Many Christians offer up excuses for these shows that would come off as frankly ridiculous to any previous generation of Christians. As Walsh observes:
Of course, the only thing worse than the “it shows what sin looks like” excuse is the “Christians shouldn’t hide from the culture” bit. And they’re correct. We shouldn’t hide. But we shouldn’t go along with it or follow its dictates or conform to it, either. In this culture, lots of sins are considered fun, harmless, and entertaining.

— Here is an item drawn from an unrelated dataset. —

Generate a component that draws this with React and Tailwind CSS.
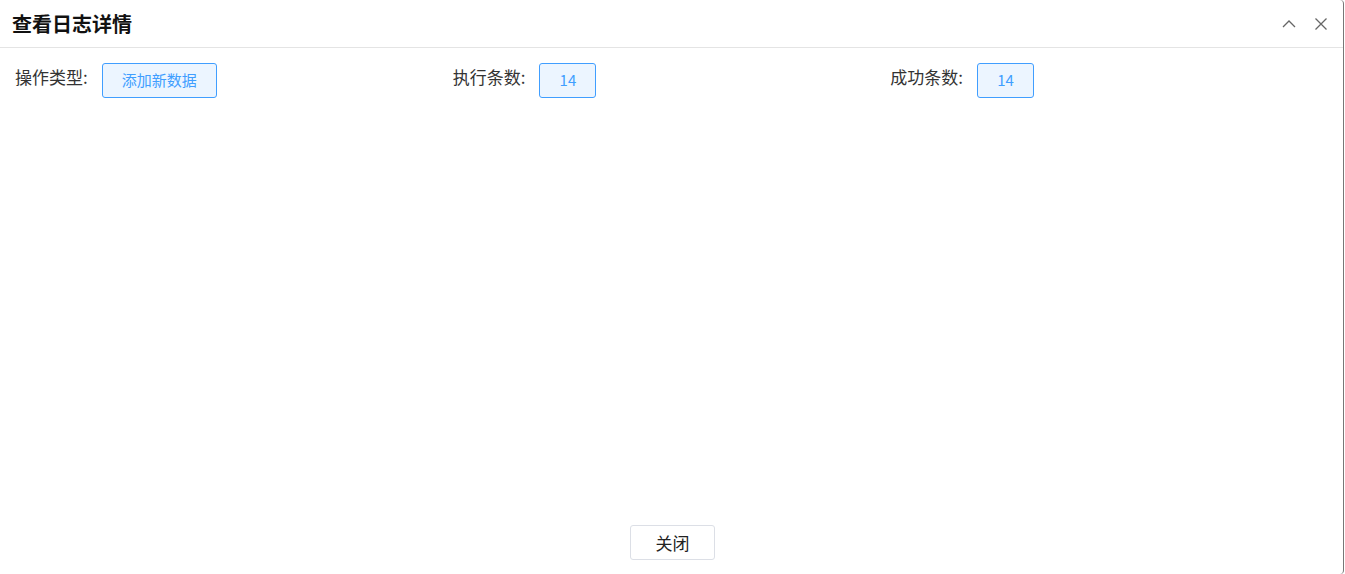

Do I need to actually commit them all, or watch someone commit them while I sit on my couch and cheer along, in order to not be guilty of “hiding”? Give me a break.
I’m a big fan of The Daily Wire, and I’ve written an entire essay on why I think they are an essential voice on the Right—but thus far, their attempt to create a counter-culture capable of competing with the sadistic filmmakers who created Game of Thrones has been thoroughly disappointing. When conservative commentators—and this applies to a majority of them, with notable and distinguished exceptions—praise plot-driven pornography as acceptable to watch, I simply don’t trust their discernment and their storytelling instincts. In fact, it is more evidence that when it comes to entertainment, conservatives have not impacted the culture—instead, we have been catechized by it ourselves. For those who are shaking their heads at this prudish take, ask yourself this: What previous generation of Christians would have defended that? Are they wrong, or are we wrong?